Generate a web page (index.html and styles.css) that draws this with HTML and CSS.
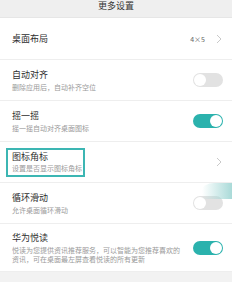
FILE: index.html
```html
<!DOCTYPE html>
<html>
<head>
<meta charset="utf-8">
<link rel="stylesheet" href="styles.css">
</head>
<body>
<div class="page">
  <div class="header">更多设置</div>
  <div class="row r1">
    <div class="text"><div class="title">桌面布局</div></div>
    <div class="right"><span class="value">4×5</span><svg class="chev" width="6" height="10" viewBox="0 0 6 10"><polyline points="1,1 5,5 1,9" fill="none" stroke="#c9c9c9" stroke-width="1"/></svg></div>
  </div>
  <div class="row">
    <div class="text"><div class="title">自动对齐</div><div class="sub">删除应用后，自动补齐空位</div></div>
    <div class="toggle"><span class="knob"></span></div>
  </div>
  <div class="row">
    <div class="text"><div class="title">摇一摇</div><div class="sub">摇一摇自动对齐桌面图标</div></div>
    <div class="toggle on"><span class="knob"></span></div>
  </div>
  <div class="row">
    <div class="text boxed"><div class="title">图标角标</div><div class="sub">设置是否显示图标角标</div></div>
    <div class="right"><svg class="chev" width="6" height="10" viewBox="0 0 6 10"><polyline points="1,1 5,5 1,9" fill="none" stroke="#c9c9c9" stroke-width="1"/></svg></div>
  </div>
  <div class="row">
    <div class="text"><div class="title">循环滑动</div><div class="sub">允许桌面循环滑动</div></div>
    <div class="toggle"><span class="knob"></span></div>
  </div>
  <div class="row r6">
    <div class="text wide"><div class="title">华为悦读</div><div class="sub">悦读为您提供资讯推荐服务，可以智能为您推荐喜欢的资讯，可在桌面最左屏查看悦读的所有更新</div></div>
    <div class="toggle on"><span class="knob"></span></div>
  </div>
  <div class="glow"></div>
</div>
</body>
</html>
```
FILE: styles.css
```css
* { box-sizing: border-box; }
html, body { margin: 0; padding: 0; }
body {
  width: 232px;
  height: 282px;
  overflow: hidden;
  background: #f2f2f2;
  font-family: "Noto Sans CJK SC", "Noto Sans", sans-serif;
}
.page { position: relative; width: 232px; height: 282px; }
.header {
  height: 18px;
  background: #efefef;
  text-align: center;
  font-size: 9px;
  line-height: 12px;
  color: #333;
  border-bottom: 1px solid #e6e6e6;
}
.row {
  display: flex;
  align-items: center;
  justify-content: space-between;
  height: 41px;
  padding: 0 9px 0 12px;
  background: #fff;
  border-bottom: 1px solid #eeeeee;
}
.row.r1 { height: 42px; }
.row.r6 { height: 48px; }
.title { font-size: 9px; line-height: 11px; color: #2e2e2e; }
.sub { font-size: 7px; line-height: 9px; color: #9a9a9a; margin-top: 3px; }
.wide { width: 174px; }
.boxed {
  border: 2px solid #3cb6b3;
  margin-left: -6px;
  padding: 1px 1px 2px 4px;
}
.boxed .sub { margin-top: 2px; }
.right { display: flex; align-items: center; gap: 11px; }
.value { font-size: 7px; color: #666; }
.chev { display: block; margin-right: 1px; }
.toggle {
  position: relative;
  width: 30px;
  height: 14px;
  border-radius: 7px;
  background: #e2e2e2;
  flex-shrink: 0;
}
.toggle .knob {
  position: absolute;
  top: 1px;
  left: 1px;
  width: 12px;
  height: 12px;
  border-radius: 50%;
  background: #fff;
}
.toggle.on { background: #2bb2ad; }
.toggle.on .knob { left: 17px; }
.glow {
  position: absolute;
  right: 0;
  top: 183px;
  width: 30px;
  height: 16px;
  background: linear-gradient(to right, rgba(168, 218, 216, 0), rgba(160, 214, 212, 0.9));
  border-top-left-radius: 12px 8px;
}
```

Directions for this task
Transcribe the material exactly, leaving every picture out.

Finished answer
Generate a web page (index.html and styles.css) that draws this with HTML and CSS.
FILE: index.html
```html
<!DOCTYPE html>
<html>
<head>
<meta charset="utf-8">
<link rel="stylesheet" href="styles.css">
</head>
<body>
<div class="page">
  <div class="header">更多设置</div>
  <div class="row r1">
    <div class="text"><div class="title">桌面布局</div></div>
    <div class="right"><span class="value">4×5</span><svg class="chev" width="6" height="10" viewBox="0 0 6 10"><polyline points="1,1 5,5 1,9" fill="none" stroke="#c9c9c9" stroke-width="1"/></svg></div>
  </div>
  <div class="row">
    <div class="text"><div class="title">自动对齐</div><div class="sub">删除应用后，自动补齐空位</div></div>
    <div class="toggle"><span class="knob"></span></div>
  </div>
  <div class="row">
    <div class="text"><div class="title">摇一摇</div><div class="sub">摇一摇自动对齐桌面图标</div></div>
    <div class="toggle on"><span class="knob"></span></div>
  </div>
  <div class="row">
    <div class="text boxed"><div class="title">图标角标</div><div class="sub">设置是否显示图标角标</div></div>
    <div class="right"><svg class="chev" width="6" height="10" viewBox="0 0 6 10"><polyline points="1,1 5,5 1,9" fill="none" stroke="#c9c9c9" stroke-width="1"/></svg></div>
  </div>
  <div class="row">
    <div class="text"><div class="title">循环滑动</div><div class="sub">允许桌面循环滑动</div></div>
    <div class="toggle"><span class="knob"></span></div>
  </div>
  <div class="row r6">
    <div class="text wide"><div class="title">华为悦读</div><div class="sub">悦读为您提供资讯推荐服务，可以智能为您推荐喜欢的资讯，可在桌面最左屏查看悦读的所有更新</div></div>
    <div class="toggle on"><span class="knob"></span></div>
  </div>
  <div class="glow"></div>
</div>
</body>
</html>
```
FILE: styles.css
```css
* { box-sizing: border-box; }
html, body { margin: 0; padding: 0; }
body {
  width: 232px;
  height: 282px;
  overflow: hidden;
  background: #f2f2f2;
  font-family: "Noto Sans CJK SC", "Noto Sans", sans-serif;
}
.page { position: relative; width: 232px; height: 282px; }
.header {
  height: 18px;
  background: #efefef;
  text-align: center;
  font-size: 9px;
  line-height: 12px;
  color: #333;
  border-bottom: 1px solid #e6e6e6;
}
.row {
  display: flex;
  align-items: center;
  justify-content: space-between;
  height: 41px;
  padding: 0 9px 0 12px;
  background: #fff;
  border-bottom: 1px solid #eeeeee;
}
.row.r1 { height: 42px; }
.row.r6 { height: 48px; }
.title { font-size: 9px; line-height: 11px; color: #2e2e2e; }
.sub { font-size: 7px; line-height: 9px; color: #9a9a9a; margin-top: 3px; }
.wide { width: 174px; }
.boxed {
  border: 2px solid #3cb6b3;
  margin-left: -6px;
  padding: 1px 1px 2px 4px;
}
.boxed .sub { margin-top: 2px; }
.right { display: flex; align-items: center; gap: 11px; }
.value { font-size: 7px; color: #666; }
.chev { display: block; margin-right: 1px; }
.toggle {
  position: relative;
  width: 30px;
  height: 14px;
  border-radius: 7px;
  background: #e2e2e2;
  flex-shrink: 0;
}
.toggle .knob {
  position: absolute;
  top: 1px;
  left: 1px;
  width: 12px;
  height: 12px;
  border-radius: 50%;
  background: #fff;
}
.toggle.on { background: #2bb2ad; }
.toggle.on .knob { left: 17px; }
.glow {
  position: absolute;
  right: 0;
  top: 183px;
  width: 30px;
  height: 16px;
  background: linear-gradient(to right, rgba(168, 218, 216, 0), rgba(160, 214, 212, 0.9));
  border-top-left-radius: 12px 8px;
}
```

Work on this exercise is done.